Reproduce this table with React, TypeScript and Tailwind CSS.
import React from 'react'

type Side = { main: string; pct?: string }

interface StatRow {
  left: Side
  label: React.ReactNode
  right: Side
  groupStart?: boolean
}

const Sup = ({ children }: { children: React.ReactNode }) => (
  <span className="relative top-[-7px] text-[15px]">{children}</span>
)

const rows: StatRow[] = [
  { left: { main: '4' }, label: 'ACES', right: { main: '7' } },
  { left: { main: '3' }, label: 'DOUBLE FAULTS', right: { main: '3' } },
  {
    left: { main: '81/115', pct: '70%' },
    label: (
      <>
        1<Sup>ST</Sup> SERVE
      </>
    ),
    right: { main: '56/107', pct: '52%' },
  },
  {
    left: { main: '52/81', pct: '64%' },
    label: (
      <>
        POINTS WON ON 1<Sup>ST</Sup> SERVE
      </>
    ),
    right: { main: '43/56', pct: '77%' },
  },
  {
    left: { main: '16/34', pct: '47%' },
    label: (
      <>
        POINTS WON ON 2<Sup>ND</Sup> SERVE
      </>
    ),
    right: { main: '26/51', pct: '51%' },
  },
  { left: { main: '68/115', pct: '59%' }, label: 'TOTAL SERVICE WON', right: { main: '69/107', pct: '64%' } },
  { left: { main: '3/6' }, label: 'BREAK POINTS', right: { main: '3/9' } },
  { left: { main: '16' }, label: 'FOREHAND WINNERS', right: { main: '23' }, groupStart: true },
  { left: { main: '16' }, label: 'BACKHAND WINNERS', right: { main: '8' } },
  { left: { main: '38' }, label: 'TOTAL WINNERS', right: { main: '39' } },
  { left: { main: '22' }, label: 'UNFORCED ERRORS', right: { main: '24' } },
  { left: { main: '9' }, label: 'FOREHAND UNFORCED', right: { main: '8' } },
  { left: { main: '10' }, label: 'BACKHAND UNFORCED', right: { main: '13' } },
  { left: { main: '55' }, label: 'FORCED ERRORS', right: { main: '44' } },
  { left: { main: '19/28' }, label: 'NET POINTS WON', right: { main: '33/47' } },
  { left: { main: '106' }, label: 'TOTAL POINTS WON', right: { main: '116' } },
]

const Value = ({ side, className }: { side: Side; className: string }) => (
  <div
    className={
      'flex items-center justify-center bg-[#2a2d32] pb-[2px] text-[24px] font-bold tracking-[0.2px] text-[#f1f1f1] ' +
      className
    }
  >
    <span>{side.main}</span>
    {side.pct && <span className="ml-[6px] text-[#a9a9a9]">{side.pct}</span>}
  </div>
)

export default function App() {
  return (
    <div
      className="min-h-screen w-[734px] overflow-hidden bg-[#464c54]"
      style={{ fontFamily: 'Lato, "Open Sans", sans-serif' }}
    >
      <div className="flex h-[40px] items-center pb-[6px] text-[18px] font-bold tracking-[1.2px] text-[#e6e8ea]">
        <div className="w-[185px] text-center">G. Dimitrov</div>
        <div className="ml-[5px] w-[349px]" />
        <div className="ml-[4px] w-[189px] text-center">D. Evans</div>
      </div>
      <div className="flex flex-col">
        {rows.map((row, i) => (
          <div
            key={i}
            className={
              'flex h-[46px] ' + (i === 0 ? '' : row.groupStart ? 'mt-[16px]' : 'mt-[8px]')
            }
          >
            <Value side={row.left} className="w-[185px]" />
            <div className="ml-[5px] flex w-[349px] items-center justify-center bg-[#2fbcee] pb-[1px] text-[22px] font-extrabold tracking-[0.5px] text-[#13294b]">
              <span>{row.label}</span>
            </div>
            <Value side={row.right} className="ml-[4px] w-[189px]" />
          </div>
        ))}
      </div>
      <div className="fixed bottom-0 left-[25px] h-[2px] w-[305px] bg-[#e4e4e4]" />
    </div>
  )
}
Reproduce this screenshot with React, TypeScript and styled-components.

| What the exercise asks |
Extract every entry above as it appears.

| Result for this task |
Reproduce this table with React, TypeScript and Tailwind CSS.
import React from 'react'

type Side = { main: string; pct?: string }

interface StatRow {
  left: Side
  label: React.ReactNode
  right: Side
  groupStart?: boolean
}

const Sup = ({ children }: { children: React.ReactNode }) => (
  <span className="relative top-[-7px] text-[15px]">{children}</span>
)

const rows: StatRow[] = [
  { left: { main: '4' }, label: 'ACES', right: { main: '7' } },
  { left: { main: '3' }, label: 'DOUBLE FAULTS', right: { main: '3' } },
  {
    left: { main: '81/115', pct: '70%' },
    label: (
      <>
        1<Sup>ST</Sup> SERVE
      </>
    ),
    right: { main: '56/107', pct: '52%' },
  },
  {
    left: { main: '52/81', pct: '64%' },
    label: (
      <>
        POINTS WON ON 1<Sup>ST</Sup> SERVE
      </>
    ),
    right: { main: '43/56', pct: '77%' },
  },
  {
    left: { main: '16/34', pct: '47%' },
    label: (
      <>
        POINTS WON ON 2<Sup>ND</Sup> SERVE
      </>
    ),
    right: { main: '26/51', pct: '51%' },
  },
  { left: { main: '68/115', pct: '59%' }, label: 'TOTAL SERVICE WON', right: { main: '69/107', pct: '64%' } },
  { left: { main: '3/6' }, label: 'BREAK POINTS', right: { main: '3/9' } },
  { left: { main: '16' }, label: 'FOREHAND WINNERS', right: { main: '23' }, groupStart: true },
  { left: { main: '16' }, label: 'BACKHAND WINNERS', right: { main: '8' } },
  { left: { main: '38' }, label: 'TOTAL WINNERS', right: { main: '39' } },
  { left: { main: '22' }, label: 'UNFORCED ERRORS', right: { main: '24' } },
  { left: { main: '9' }, label: 'FOREHAND UNFORCED', right: { main: '8' } },
  { left: { main: '10' }, label: 'BACKHAND UNFORCED', right: { main: '13' } },
  { left: { main: '55' }, label: 'FORCED ERRORS', right: { main: '44' } },
  { left: { main: '19/28' }, label: 'NET POINTS WON', right: { main: '33/47' } },
  { left: { main: '106' }, label: 'TOTAL POINTS WON', right: { main: '116' } },
]

const Value = ({ side, className }: { side: Side; className: string }) => (
  <div
    className={
      'flex items-center justify-center bg-[#2a2d32] pb-[2px] text-[24px] font-bold tracking-[0.2px] text-[#f1f1f1] ' +
      className
    }
  >
    <span>{side.main}</span>
    {side.pct && <span className="ml-[6px] text-[#a9a9a9]">{side.pct}</span>}
  </div>
)

export default function App() {
  return (
    <div
      className="min-h-screen w-[734px] overflow-hidden bg-[#464c54]"
      style={{ fontFamily: 'Lato, "Open Sans", sans-serif' }}
    >
      <div className="flex h-[40px] items-center pb-[6px] text-[18px] font-bold tracking-[1.2px] text-[#e6e8ea]">
        <div className="w-[185px] text-center">G. Dimitrov</div>
        <div className="ml-[5px] w-[349px]" />
        <div className="ml-[4px] w-[189px] text-center">D. Evans</div>
      </div>
      <div className="flex flex-col">
        {rows.map((row, i) => (
          <div
            key={i}
            className={
              'flex h-[46px] ' + (i === 0 ? '' : row.groupStart ? 'mt-[16px]' : 'mt-[8px]')
            }
          >
            <Value side={row.left} className="w-[185px]" />
            <div className="ml-[5px] flex w-[349px] items-center justify-center bg-[#2fbcee] pb-[1px] text-[22px] font-extrabold tracking-[0.5px] text-[#13294b]">
              <span>{row.label}</span>
            </div>
            <Value side={row.right} className="ml-[4px] w-[189px]" />
          </div>
        ))}
      </div>
      <div className="fixed bottom-0 left-[25px] h-[2px] w-[305px] bg-[#e4e4e4]" />
    </div>
  )
}
Reproduce this screenshot with React, TypeScript and styled-components.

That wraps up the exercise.